Material provided -
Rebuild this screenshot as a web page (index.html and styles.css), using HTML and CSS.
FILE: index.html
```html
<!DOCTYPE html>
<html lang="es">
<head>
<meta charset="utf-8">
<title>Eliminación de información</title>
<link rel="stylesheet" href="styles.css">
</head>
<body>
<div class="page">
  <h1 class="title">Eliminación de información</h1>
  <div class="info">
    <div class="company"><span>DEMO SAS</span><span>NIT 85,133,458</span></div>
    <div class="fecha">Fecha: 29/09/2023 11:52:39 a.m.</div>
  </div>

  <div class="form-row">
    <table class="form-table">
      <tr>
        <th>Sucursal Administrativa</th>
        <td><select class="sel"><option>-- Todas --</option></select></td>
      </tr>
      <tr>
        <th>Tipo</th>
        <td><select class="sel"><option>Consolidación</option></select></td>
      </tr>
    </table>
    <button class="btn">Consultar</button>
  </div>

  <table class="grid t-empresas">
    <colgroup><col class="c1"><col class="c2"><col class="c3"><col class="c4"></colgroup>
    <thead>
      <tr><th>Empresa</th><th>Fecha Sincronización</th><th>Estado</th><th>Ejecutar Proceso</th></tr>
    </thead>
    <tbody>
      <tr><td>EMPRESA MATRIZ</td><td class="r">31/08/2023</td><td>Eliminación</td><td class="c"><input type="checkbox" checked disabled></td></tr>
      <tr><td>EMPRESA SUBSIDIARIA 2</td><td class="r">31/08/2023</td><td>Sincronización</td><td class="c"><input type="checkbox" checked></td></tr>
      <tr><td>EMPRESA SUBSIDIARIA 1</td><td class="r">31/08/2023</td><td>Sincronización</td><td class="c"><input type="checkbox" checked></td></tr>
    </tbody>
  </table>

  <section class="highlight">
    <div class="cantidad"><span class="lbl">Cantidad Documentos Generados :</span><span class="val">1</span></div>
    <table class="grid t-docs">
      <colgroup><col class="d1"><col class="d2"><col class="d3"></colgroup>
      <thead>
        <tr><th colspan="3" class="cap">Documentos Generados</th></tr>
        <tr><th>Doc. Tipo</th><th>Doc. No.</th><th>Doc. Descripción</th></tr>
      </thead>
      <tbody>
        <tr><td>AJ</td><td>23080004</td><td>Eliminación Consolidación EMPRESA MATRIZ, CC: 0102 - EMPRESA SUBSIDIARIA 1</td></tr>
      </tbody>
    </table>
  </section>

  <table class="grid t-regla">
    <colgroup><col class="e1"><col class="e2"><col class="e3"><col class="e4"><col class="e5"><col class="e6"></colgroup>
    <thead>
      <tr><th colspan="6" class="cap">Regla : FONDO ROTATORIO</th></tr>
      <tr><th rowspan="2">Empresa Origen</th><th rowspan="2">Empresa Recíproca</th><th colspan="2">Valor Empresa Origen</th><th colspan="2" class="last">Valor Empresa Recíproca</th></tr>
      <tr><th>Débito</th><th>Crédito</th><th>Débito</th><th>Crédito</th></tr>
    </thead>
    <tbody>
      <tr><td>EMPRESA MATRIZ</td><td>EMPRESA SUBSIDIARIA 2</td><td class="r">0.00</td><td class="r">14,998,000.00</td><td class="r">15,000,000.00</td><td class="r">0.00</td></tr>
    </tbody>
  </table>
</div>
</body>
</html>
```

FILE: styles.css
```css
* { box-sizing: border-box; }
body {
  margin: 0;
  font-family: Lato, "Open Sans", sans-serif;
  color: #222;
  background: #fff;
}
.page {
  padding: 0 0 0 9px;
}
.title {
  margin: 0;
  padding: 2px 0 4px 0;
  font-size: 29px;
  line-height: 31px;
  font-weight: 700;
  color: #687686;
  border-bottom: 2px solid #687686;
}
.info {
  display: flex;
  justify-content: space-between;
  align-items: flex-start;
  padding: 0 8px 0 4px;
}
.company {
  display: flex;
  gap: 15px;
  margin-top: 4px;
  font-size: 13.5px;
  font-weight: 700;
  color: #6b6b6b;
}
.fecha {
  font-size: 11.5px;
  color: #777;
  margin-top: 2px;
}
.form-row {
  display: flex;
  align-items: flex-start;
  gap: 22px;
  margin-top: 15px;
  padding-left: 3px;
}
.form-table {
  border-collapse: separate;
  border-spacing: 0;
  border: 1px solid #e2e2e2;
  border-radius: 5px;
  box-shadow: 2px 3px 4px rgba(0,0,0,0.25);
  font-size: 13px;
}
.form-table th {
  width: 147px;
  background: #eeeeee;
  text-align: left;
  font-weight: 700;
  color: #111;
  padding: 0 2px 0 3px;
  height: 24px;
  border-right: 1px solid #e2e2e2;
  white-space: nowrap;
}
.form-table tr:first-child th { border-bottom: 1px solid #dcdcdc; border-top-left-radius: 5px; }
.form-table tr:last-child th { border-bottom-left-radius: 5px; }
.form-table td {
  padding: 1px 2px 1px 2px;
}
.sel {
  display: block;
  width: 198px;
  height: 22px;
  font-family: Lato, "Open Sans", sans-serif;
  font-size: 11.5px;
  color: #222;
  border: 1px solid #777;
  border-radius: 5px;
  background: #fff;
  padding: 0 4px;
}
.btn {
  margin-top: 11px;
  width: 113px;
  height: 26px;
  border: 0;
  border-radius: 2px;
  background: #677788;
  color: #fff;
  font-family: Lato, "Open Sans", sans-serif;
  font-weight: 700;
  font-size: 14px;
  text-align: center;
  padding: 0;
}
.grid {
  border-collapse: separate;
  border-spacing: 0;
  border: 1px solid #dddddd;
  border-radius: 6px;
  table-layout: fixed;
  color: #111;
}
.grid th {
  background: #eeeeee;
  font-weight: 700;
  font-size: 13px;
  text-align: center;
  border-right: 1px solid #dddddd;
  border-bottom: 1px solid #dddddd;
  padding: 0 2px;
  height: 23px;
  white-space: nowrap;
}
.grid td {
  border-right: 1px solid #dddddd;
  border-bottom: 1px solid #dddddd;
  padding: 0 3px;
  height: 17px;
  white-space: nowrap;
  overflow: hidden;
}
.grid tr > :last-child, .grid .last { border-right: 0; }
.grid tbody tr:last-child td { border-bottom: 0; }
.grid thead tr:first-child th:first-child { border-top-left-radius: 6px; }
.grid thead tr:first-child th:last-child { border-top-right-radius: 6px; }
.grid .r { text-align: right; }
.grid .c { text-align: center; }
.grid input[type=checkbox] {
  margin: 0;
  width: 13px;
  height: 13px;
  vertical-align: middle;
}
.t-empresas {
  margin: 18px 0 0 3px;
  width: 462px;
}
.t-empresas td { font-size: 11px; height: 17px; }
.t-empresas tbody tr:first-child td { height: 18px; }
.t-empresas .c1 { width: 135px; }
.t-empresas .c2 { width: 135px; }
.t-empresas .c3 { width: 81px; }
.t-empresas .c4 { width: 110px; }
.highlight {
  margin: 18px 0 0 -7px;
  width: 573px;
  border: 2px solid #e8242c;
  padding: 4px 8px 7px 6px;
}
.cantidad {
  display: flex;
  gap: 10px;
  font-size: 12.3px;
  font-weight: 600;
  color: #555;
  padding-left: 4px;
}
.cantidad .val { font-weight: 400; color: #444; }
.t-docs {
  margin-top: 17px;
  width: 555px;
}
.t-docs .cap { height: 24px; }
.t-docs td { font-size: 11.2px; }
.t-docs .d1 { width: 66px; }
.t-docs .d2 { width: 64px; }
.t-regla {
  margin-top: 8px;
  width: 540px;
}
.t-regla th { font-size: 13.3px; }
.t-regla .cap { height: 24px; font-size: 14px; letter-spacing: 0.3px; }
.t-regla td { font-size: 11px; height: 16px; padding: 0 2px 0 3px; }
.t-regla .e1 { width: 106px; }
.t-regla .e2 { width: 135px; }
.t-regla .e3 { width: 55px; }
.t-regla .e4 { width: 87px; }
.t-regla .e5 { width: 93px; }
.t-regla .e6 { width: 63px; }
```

Task brief - Return the whole listing exactly.

Final answer -
Rebuild this screenshot as a web page (index.html and styles.css), using HTML and CSS.
FILE: index.html
```html
<!DOCTYPE html>
<html lang="es">
<head>
<meta charset="utf-8">
<title>Eliminación de información</title>
<link rel="stylesheet" href="styles.css">
</head>
<body>
<div class="page">
  <h1 class="title">Eliminación de información</h1>
  <div class="info">
    <div class="company"><span>DEMO SAS</span><span>NIT 85,133,458</span></div>
    <div class="fecha">Fecha: 29/09/2023 11:52:39 a.m.</div>
  </div>

  <div class="form-row">
    <table class="form-table">
      <tr>
        <th>Sucursal Administrativa</th>
        <td><select class="sel"><option>-- Todas --</option></select></td>
      </tr>
      <tr>
        <th>Tipo</th>
        <td><select class="sel"><option>Consolidación</option></select></td>
      </tr>
    </table>
    <button class="btn">Consultar</button>
  </div>

  <table class="grid t-empresas">
    <colgroup><col class="c1"><col class="c2"><col class="c3"><col class="c4"></colgroup>
    <thead>
      <tr><th>Empresa</th><th>Fecha Sincronización</th><th>Estado</th><th>Ejecutar Proceso</th></tr>
    </thead>
    <tbody>
      <tr><td>EMPRESA MATRIZ</td><td class="r">31/08/2023</td><td>Eliminación</td><td class="c"><input type="checkbox" checked disabled></td></tr>
      <tr><td>EMPRESA SUBSIDIARIA 2</td><td class="r">31/08/2023</td><td>Sincronización</td><td class="c"><input type="checkbox" checked></td></tr>
      <tr><td>EMPRESA SUBSIDIARIA 1</td><td class="r">31/08/2023</td><td>Sincronización</td><td class="c"><input type="checkbox" checked></td></tr>
    </tbody>
  </table>

  <section class="highlight">
    <div class="cantidad"><span class="lbl">Cantidad Documentos Generados :</span><span class="val">1</span></div>
    <table class="grid t-docs">
      <colgroup><col class="d1"><col class="d2"><col class="d3"></colgroup>
      <thead>
        <tr><th colspan="3" class="cap">Documentos Generados</th></tr>
        <tr><th>Doc. Tipo</th><th>Doc. No.</th><th>Doc. Descripción</th></tr>
      </thead>
      <tbody>
        <tr><td>AJ</td><td>23080004</td><td>Eliminación Consolidación EMPRESA MATRIZ, CC: 0102 - EMPRESA SUBSIDIARIA 1</td></tr>
      </tbody>
    </table>
  </section>

  <table class="grid t-regla">
    <colgroup><col class="e1"><col class="e2"><col class="e3"><col class="e4"><col class="e5"><col class="e6"></colgroup>
    <thead>
      <tr><th colspan="6" class="cap">Regla : FONDO ROTATORIO</th></tr>
      <tr><th rowspan="2">Empresa Origen</th><th rowspan="2">Empresa Recíproca</th><th colspan="2">Valor Empresa Origen</th><th colspan="2" class="last">Valor Empresa Recíproca</th></tr>
      <tr><th>Débito</th><th>Crédito</th><th>Débito</th><th>Crédito</th></tr>
    </thead>
    <tbody>
      <tr><td>EMPRESA MATRIZ</td><td>EMPRESA SUBSIDIARIA 2</td><td class="r">0.00</td><td class="r">14,998,000.00</td><td class="r">15,000,000.00</td><td class="r">0.00</td></tr>
    </tbody>
  </table>
</div>
</body>
</html>
```

FILE: styles.css
```css
* { box-sizing: border-box; }
body {
  margin: 0;
  font-family: Lato, "Open Sans", sans-serif;
  color: #222;
  background: #fff;
}
.page {
  padding: 0 0 0 9px;
}
.title {
  margin: 0;
  padding: 2px 0 4px 0;
  font-size: 29px;
  line-height: 31px;
  font-weight: 700;
  color: #687686;
  border-bottom: 2px solid #687686;
}
.info {
  display: flex;
  justify-content: space-between;
  align-items: flex-start;
  padding: 0 8px 0 4px;
}
.company {
  display: flex;
  gap: 15px;
  margin-top: 4px;
  font-size: 13.5px;
  font-weight: 700;
  color: #6b6b6b;
}
.fecha {
  font-size: 11.5px;
  color: #777;
  margin-top: 2px;
}
.form-row {
  display: flex;
  align-items: flex-start;
  gap: 22px;
  margin-top: 15px;
  padding-left: 3px;
}
.form-table {
  border-collapse: separate;
  border-spacing: 0;
  border: 1px solid #e2e2e2;
  border-radius: 5px;
  box-shadow: 2px 3px 4px rgba(0,0,0,0.25);
  font-size: 13px;
}
.form-table th {
  width: 147px;
  background: #eeeeee;
  text-align: left;
  font-weight: 700;
  color: #111;
  padding: 0 2px 0 3px;
  height: 24px;
  border-right: 1px solid #e2e2e2;
  white-space: nowrap;
}
.form-table tr:first-child th { border-bottom: 1px solid #dcdcdc; border-top-left-radius: 5px; }
.form-table tr:last-child th { border-bottom-left-radius: 5px; }
.form-table td {
  padding: 1px 2px 1px 2px;
}
.sel {
  display: block;
  width: 198px;
  height: 22px;
  font-family: Lato, "Open Sans", sans-serif;
  font-size: 11.5px;
  color: #222;
  border: 1px solid #777;
  border-radius: 5px;
  background: #fff;
  padding: 0 4px;
}
.btn {
  margin-top: 11px;
  width: 113px;
  height: 26px;
  border: 0;
  border-radius: 2px;
  background: #677788;
  color: #fff;
  font-family: Lato, "Open Sans", sans-serif;
  font-weight: 700;
  font-size: 14px;
  text-align: center;
  padding: 0;
}
.grid {
  border-collapse: separate;
  border-spacing: 0;
  border: 1px solid #dddddd;
  border-radius: 6px;
  table-layout: fixed;
  color: #111;
}
.grid th {
  background: #eeeeee;
  font-weight: 700;
  font-size: 13px;
  text-align: center;
  border-right: 1px solid #dddddd;
  border-bottom: 1px solid #dddddd;
  padding: 0 2px;
  height: 23px;
  white-space: nowrap;
}
.grid td {
  border-right: 1px solid #dddddd;
  border-bottom: 1px solid #dddddd;
  padding: 0 3px;
  height: 17px;
  white-space: nowrap;
  overflow: hidden;
}
.grid tr > :last-child, .grid .last { border-right: 0; }
.grid tbody tr:last-child td { border-bottom: 0; }
.grid thead tr:first-child th:first-child { border-top-left-radius: 6px; }
.grid thead tr:first-child th:last-child { border-top-right-radius: 6px; }
.grid .r { text-align: right; }
.grid .c { text-align: center; }
.grid input[type=checkbox] {
  margin: 0;
  width: 13px;
  height: 13px;
  vertical-align: middle;
}
.t-empresas {
  margin: 18px 0 0 3px;
  width: 462px;
}
.t-empresas td { font-size: 11px; height: 17px; }
.t-empresas tbody tr:first-child td { height: 18px; }
.t-empresas .c1 { width: 135px; }
.t-empresas .c2 { width: 135px; }
.t-empresas .c3 { width: 81px; }
.t-empresas .c4 { width: 110px; }
.highlight {
  margin: 18px 0 0 -7px;
  width: 573px;
  border: 2px solid #e8242c;
  padding: 4px 8px 7px 6px;
}
.cantidad {
  display: flex;
  gap: 10px;
  font-size: 12.3px;
  font-weight: 600;
  color: #555;
  padding-left: 4px;
}
.cantidad .val { font-weight: 400; color: #444; }
.t-docs {
  margin-top: 17px;
  width: 555px;
}
.t-docs .cap { height: 24px; }
.t-docs td { font-size: 11.2px; }
.t-docs .d1 { width: 66px; }
.t-docs .d2 { width: 64px; }
.t-regla {
  margin-top: 8px;
  width: 540px;
}
.t-regla th { font-size: 13.3px; }
.t-regla .cap { height: 24px; font-size: 14px; letter-spacing: 0.3px; }
.t-regla td { font-size: 11px; height: 16px; padding: 0 2px 0 3px; }
.t-regla .e1 { width: 106px; }
.t-regla .e2 { width: 135px; }
.t-regla .e3 { width: 55px; }
.t-regla .e4 { width: 87px; }
.t-regla .e5 { width: 93px; }
.t-regla .e6 { width: 63px; }
```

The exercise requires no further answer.